I have seen people push boxes along powered conveyors too many times. Just fix it already! If you open and close the same door 20 times a day, and each time it sounds like nails on a chalkboard, what are you going to do…? If you would grab a can of WD-40 and spray that door, you should keep reading. If you’re just going to let that door squeak, then stop reading because you probably won’t use the following advice.
For those of you ready to fix that conveyor, here’s a list of tips based on my experiences in the field. Hopefully, they’ll help you out and get that conveyor up and running.
- First and foremost be safe! If you’re not sure what you’re doing, be over cautious because 480V electricity is not to be messed with unless you know what you are doing. Any conveyor can be very dangerous. Watch where you place both hands at all times, and be aware of boxes coming down the conveyor. (I have a broken finger and have received a couple scars learning that the hard way!)
- Look, listen, and feel before performing conveyor CPR. Look to see if there is anything that doesn’t belong such as labels falling off and sticking to conveyor rollers. Feel to see if there are any catch points that don’t belong or bent guardrail that is not properly overlapped and creating a rough transition. Feel if there is adequate drive on the rollers, or if the rollers aren’t going to turn anything heavier than a feather.

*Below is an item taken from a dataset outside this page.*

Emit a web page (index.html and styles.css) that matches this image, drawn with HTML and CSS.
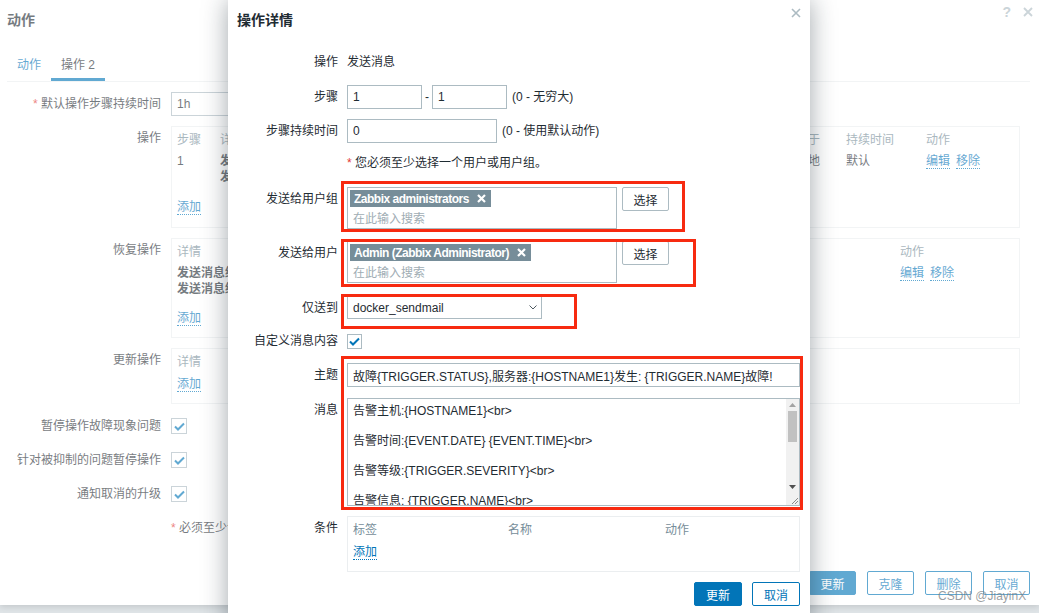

- A hard, plastic screwdriver is a conveyor mechanics stethoscope. Put the metal tip to a roller shaft and then your ear to the screwdriver handle. This will allow you to hear whether bearings are grinding or running smoothly.
- Carry common tools when looking at conveyor issues. For example, if you’re fixing Hytrol conveyor and have a 9/16” wrench, 1/2” wrench, and a Leatherman type, multi-tool you can fix 95% of the problems with these 3 items. No need to lug around a big tool bag.
- It’s not always the program that is wrong. Too often I hear the program is wrong and that is why x, y, and z are happening. If the program worked yesterday, it’s probably still working fine today. Check the most obvious things first, which brings me to the next two points.
- Check photo eyes early and often. Photo eyes are the most common cause of conveyor losing its mind. A partially-aligned photo eye is the biggest culprit I see because a photo eye can still reflect the beam back and not be correctly aligned. If the photo eye beam is centered on your reflector, it is aligned properly. If the photo eye is only hitting one edge of your reflector, it is prone to falling in and out of alignment for a variety of reasons. The following test only applies to a reflector larger than your finger. With no product on the conveyor, see if you can block the photo eye with one finger over any part of the reflector. If yes, your photo eye is likely not centered. If no, your photo eye is aligned well enough.
- Is the motor power disconnecting switch turned off? Check it before saying the conveyor is broke and not running.
- A bent piece of conduit creates a pretty awesome Shepard’s hook for the hard-to-reach places. It is great for clearing jams or pushing the single, hung-up box. For an added bonus, attach a reflector to one if you want to trick photo eyes into reflecting when they shouldn’t, and a piece of cardboard attached to the end for the opposite effect.
- It’s OK to push a box forward if you can’t figure out what is wrong, but put a sticky note or piece of tape where the problem occurred. Next time you go to push a box and already see a sticky note or tape marker, you know there is something wrong at this location, and it should be fixed.
- Take great notes on what happened. Often we are told there is a problem somewhere, and without more information all we can respond with is a more elaborate way of saying, “Watcha talkin’ ’bout Willis”. If you want to one-up the old school pen to paper, bust out your cell phone and snap some pictures and take a video of the problem happening. A picture is worth a thousand words and video is worth more words then I would ever want to write out.